Dr. Herbert West is up to his old tricks again, raiding tombs and stealing artifacts that point him toward a possible mystical resolution to his lifelong quest to control life and death. Meanwhile, everyone’s favorite space vampire is drinking the blood of the wicked and protecting the innocent. When West unleashes an ancient evil from its crypt, Vampirella is drawn into conflict with an enemy she had though long-vanquished.
So far, this miniseries seems to be playing fast and loose with the lore of the title characters, boiling them down to their base elements to tell the story at hand. Vampirella is an ancient, heroic vampire from another world and Herbert West is a scientist who has found a method of reviving corpses and is on a quest for further necromantic knowledge. That’s about all we get in the way of backstory or explanation for the leads in this issue. It’s just enough to get the reader on board and to set the plot in motion, which can be great for new readers and perhaps slightly frustrating for longtime fans.
The plot is pretty light for this first installment, which mainly introduces us to the titular Reanimator and Vampirella. We get a hint of what Herbert is up to and how Vampirella may be connected to the Aztec death god that West is trying to conjure up, but it looks as though the real meat of the story will be coming in the following issues.
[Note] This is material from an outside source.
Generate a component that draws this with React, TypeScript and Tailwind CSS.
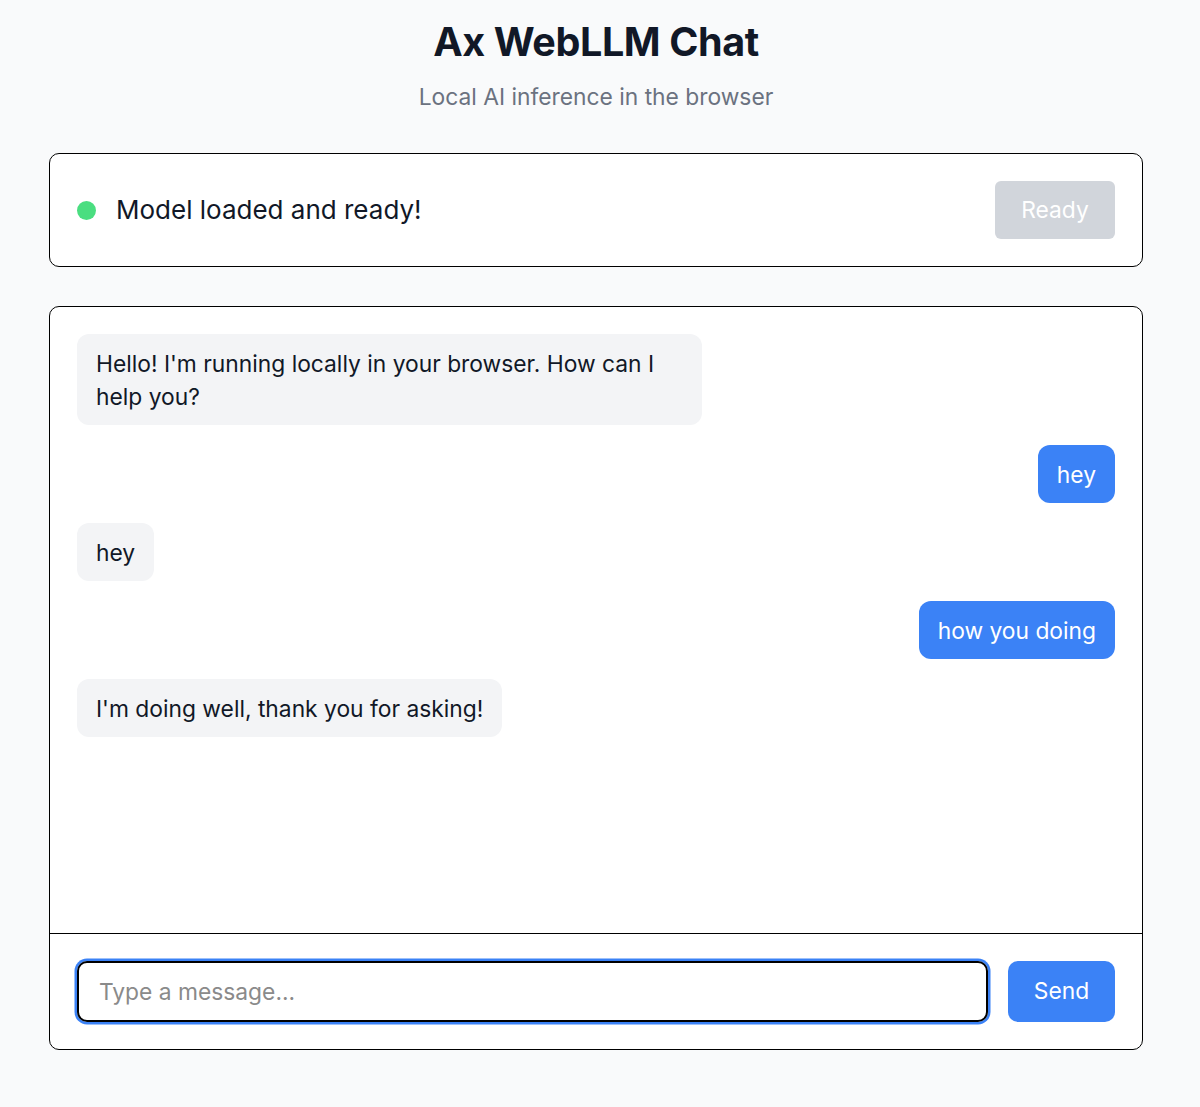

Hopefully it amounts to more than a punch-up, but I’m still intrigued to see how Herbert West will remain involved in the battle ahead. In the original short stories and various adaptations, West has always been much more of a cerebral character, preferring to sway his opponents to his side or simply off them when their backs are turned. Even in Dynamite’s delightfully bonkers crossovers with Army of Darkness from 2006 and 2013, which saw West allying himself with ancient beasts straight out of the Cthulhu mythos, he preferred to watch the carnage unfold from a safer distance. It will be interesting to see if he will be forced to physically go up against forces that are literally larger than life.
Aside from the main characters, the real draw for this book is the artwork. Blacky Shepherd (Pumpkinhead, Voltron) goes for a style that echoes the classic black-and-white Vampirella horror anthology series, with occasional splashes of color to highlight a spatter of blood or the unearthly glow of Dr. West’s syringe full of reagent formula. It’s a brilliant choice that surprised me when I began reading, but it adds to the overall pulpy feel of the story and enhances the bloodshed of Vampirella’s fight scene and the stark cruelty of Dr. West in the early part of the issue.
There’s also a darkly comedic undercurrent to Cullen Bunn’s script that really works for me as a fan of the Re-Animator film series and various versions of Vampirella. At one point, West asks his zombie horde to massacre people a little more quietly, since they’re breaking his concentration. The comic’s tongue is planted firmly in its cheek, which I very much appreciated. I’m hoping for more of that tone as the miniseries continues.
Despite the thin story in this first issue, there’s a lot to enjoy here. Fans of the two properties will most likely want to pick this one up to see how the real battle will go down.